Linear Measurements Used in Virginia
in the Seventeenth and Eighteenth Centuries
Surveying Compass Bearings Used in Virginia
in the Seventeenth and Eighteenth Centuries
  • 1 chain = 66 feet
  • 1 two-pole Chain = 33 feet
  • 1 link = 1/100 of a 66 foot chain
  • 1 perch = 1 pole, but also 1 square pole
  • 1 pole = 16.5 feet
  • 1 prime = 1/10th of a pole
  • 1 rod = 16.5 feet
  • 1 rood = 1 rod, but also 40 square rods

How to Plot Boundaries
This compass shows the major directions given in the Bearing Equivalent Table. Further divisions in the table lie between the major points and are not marked on this compass. By looking at the compass, one can see that one line beginning at the perimeter and passing through the center to the opposite side can be described by two different bearings.
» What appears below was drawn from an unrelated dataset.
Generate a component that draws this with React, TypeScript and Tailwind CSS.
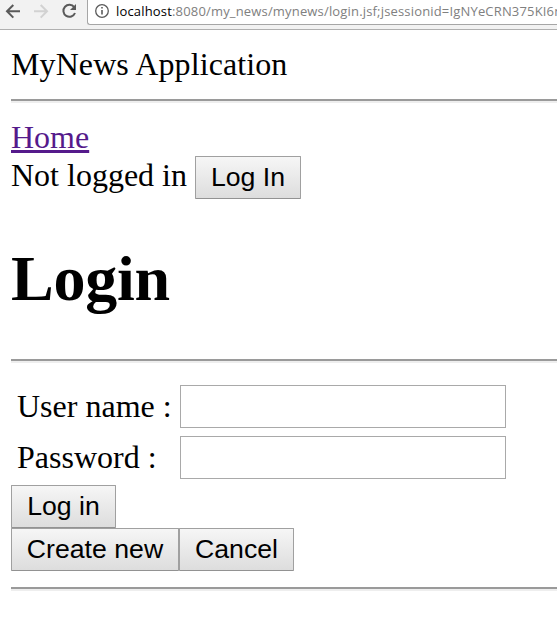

These two different bearings tell the two directions in which the line points. The line NE, for example, is the same line as SW, but it points in the opposite direction. Since boundary descriptions can run either clockwise or counterclockwise, it is quite possible to find, in descriptions of adjoining tracts, two descriptions of the same line which agree exactly or in which the line bearings are exactly reversed.